[Web page code records]

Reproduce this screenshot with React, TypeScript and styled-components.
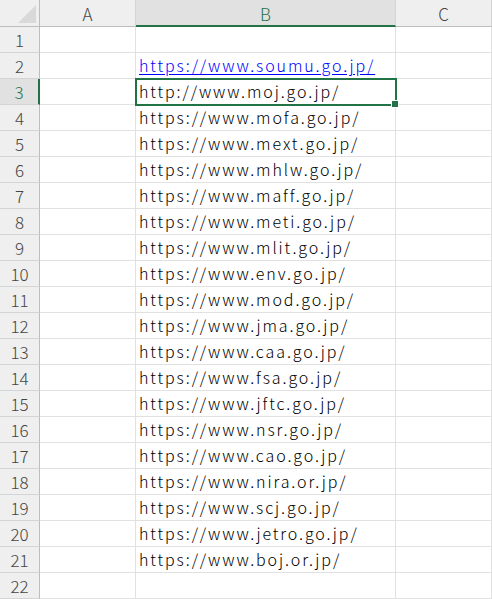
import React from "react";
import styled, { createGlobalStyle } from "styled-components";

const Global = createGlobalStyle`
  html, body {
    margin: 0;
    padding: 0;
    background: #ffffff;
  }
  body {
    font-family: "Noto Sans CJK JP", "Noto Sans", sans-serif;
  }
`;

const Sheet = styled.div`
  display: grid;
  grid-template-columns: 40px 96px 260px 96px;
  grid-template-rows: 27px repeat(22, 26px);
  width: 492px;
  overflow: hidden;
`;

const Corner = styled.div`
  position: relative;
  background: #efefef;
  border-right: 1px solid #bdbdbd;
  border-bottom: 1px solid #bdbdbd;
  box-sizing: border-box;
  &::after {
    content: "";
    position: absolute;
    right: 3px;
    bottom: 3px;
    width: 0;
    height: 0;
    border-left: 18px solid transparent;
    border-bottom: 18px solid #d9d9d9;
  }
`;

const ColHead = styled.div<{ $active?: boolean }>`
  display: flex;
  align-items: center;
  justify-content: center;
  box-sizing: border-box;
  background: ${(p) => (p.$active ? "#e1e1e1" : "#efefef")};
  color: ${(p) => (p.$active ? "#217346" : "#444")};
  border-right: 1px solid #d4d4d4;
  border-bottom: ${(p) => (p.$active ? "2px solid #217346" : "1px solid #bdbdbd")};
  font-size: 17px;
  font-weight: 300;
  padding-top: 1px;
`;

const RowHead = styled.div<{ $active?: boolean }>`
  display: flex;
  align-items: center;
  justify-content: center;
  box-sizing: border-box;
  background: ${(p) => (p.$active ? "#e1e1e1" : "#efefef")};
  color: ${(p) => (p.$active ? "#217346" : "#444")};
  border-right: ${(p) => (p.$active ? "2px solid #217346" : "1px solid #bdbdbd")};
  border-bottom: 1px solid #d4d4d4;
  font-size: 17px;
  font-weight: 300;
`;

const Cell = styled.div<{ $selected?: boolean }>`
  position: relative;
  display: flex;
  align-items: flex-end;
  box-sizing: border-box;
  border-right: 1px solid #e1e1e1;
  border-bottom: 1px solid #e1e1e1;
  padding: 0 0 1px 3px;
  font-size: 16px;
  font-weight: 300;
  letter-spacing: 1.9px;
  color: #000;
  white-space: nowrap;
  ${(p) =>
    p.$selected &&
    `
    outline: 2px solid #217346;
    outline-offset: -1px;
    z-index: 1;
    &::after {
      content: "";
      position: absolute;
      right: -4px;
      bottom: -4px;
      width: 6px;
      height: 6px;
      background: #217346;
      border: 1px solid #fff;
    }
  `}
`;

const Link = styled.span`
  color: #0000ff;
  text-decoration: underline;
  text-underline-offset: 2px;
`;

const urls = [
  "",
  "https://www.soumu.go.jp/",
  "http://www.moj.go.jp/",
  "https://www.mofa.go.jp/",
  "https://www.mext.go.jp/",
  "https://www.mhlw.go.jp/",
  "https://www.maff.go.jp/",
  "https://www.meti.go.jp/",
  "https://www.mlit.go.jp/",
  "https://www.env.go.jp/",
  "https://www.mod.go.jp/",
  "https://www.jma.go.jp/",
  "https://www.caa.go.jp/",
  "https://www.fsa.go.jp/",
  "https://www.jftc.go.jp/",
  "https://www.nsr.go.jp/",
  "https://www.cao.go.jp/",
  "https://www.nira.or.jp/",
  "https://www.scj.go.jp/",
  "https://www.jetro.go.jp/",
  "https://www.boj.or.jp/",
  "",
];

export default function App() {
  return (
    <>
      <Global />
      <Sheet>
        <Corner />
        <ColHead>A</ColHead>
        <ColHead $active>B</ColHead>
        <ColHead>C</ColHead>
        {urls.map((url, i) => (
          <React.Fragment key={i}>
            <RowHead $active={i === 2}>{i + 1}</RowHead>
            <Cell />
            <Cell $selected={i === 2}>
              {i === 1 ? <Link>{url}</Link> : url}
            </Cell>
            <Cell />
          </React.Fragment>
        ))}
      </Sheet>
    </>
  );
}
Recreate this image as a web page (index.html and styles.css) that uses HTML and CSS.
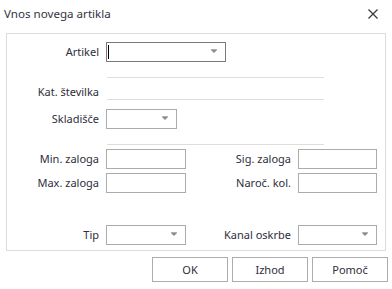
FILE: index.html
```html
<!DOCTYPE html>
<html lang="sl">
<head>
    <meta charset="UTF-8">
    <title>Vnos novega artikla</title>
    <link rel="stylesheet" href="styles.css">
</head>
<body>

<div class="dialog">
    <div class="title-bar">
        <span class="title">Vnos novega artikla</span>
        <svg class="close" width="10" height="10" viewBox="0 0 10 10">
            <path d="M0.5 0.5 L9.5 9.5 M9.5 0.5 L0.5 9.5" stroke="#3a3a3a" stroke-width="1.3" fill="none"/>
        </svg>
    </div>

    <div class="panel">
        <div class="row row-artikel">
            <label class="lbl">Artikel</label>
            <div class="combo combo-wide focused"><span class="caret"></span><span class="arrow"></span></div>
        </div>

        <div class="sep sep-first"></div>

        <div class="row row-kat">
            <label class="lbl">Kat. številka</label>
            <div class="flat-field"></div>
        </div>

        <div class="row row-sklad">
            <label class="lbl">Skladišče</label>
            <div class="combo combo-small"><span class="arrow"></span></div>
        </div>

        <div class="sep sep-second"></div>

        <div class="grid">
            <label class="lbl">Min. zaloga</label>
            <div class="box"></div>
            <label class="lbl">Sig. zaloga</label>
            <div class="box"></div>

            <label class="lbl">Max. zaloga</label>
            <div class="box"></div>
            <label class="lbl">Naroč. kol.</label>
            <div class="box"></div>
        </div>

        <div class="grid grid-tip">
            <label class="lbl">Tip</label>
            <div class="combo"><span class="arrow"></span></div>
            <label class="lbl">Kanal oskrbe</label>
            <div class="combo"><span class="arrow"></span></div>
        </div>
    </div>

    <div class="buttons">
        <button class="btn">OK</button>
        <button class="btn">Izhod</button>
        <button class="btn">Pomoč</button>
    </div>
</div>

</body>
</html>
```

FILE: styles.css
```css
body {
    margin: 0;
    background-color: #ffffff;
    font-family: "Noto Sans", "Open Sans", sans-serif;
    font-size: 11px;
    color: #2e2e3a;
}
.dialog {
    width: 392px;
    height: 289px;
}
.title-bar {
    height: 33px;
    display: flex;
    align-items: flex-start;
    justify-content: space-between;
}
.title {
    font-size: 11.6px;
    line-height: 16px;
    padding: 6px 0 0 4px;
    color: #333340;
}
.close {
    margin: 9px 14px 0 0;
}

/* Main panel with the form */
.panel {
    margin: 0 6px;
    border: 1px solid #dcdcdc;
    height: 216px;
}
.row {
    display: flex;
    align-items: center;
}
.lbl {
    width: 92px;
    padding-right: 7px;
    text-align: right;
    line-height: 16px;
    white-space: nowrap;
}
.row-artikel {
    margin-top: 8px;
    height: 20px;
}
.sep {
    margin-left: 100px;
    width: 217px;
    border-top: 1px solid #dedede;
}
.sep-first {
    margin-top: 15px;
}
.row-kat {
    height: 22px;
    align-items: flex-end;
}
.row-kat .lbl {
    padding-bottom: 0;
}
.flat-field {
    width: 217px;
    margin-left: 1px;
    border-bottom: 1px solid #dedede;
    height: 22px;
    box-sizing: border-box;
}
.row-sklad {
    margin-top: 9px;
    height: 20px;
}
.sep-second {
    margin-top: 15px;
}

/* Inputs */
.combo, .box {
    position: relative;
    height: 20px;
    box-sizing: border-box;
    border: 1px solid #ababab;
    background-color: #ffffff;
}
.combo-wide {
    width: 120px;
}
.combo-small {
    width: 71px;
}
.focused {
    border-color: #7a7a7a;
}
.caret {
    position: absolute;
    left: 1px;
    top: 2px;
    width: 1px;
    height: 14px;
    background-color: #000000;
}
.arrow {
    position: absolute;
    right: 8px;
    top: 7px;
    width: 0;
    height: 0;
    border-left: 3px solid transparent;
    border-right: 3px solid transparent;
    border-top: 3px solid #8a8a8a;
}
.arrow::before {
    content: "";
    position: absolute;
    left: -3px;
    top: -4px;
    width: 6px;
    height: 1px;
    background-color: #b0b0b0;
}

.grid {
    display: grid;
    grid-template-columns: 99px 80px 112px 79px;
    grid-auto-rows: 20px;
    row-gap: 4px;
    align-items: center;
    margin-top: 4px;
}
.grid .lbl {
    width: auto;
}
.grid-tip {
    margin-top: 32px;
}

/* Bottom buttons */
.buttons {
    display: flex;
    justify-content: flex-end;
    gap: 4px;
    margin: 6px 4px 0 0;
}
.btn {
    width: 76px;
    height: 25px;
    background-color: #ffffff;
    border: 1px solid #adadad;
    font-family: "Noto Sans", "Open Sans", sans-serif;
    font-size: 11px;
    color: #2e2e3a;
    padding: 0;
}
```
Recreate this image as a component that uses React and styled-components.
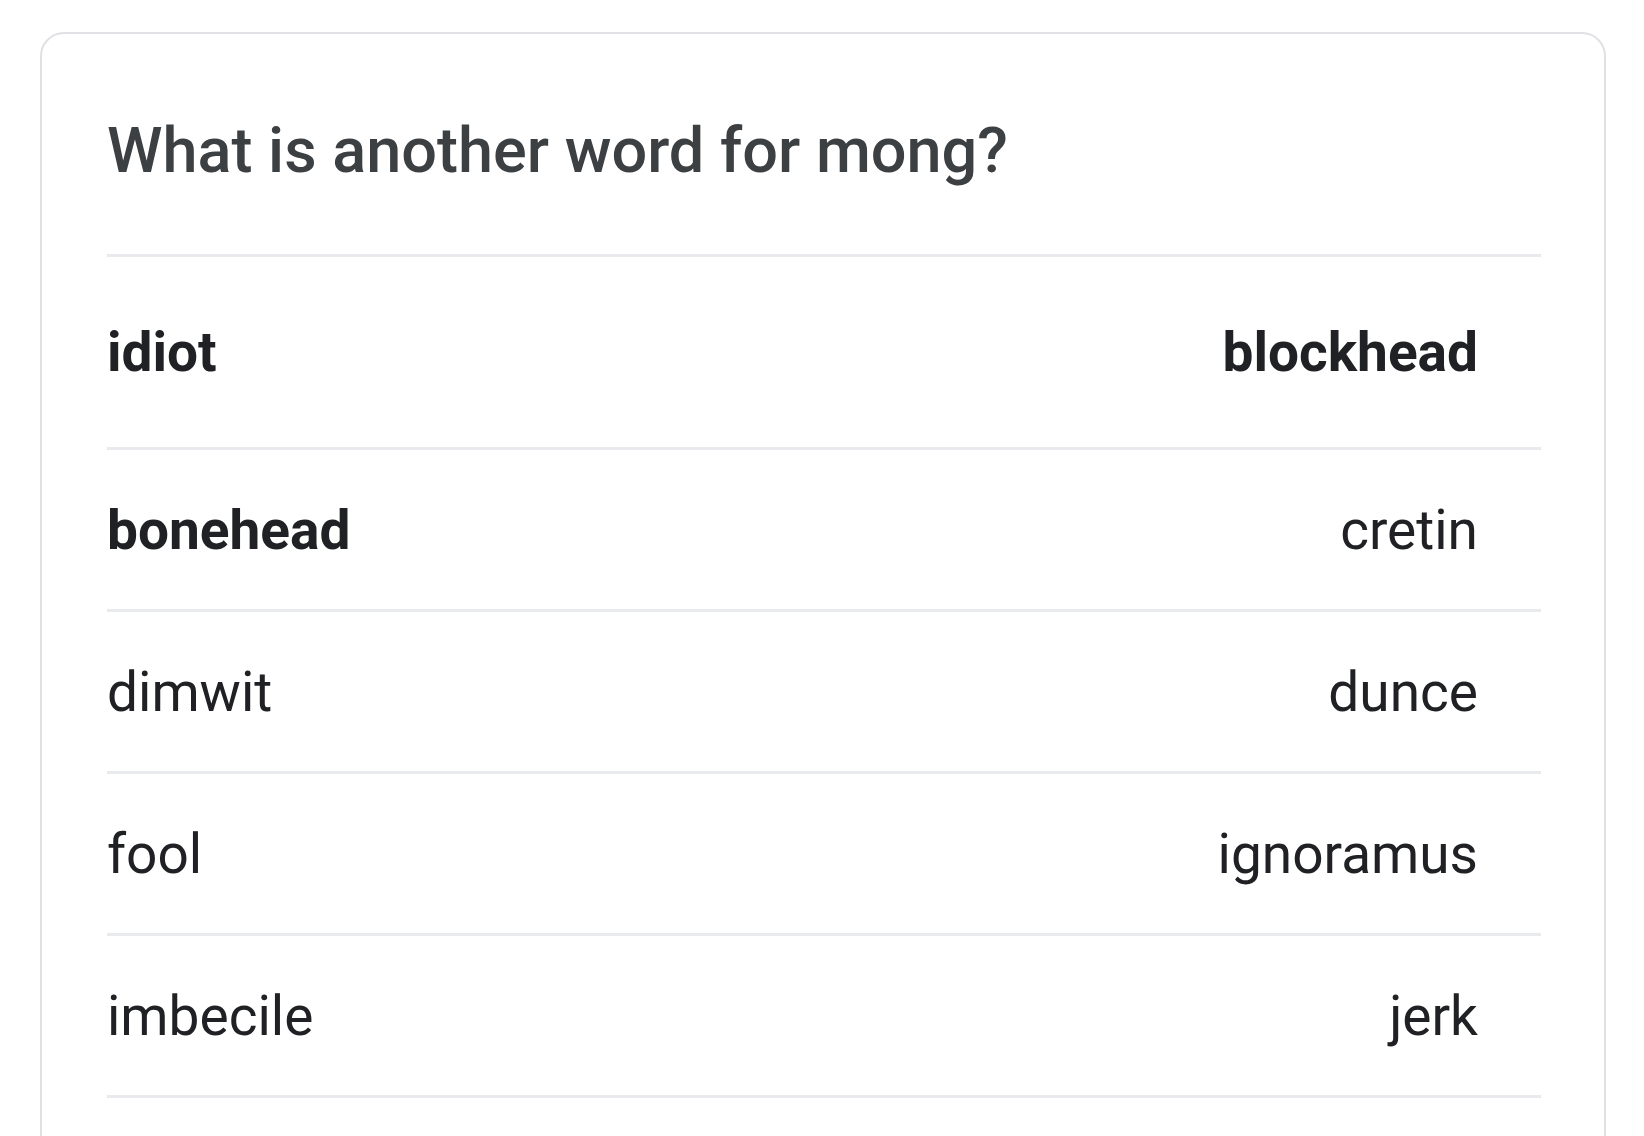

EXERCISE OBJECTIVE: Determine how many lines include the string "styled". Give no answer but the number.

OUTPUT: 9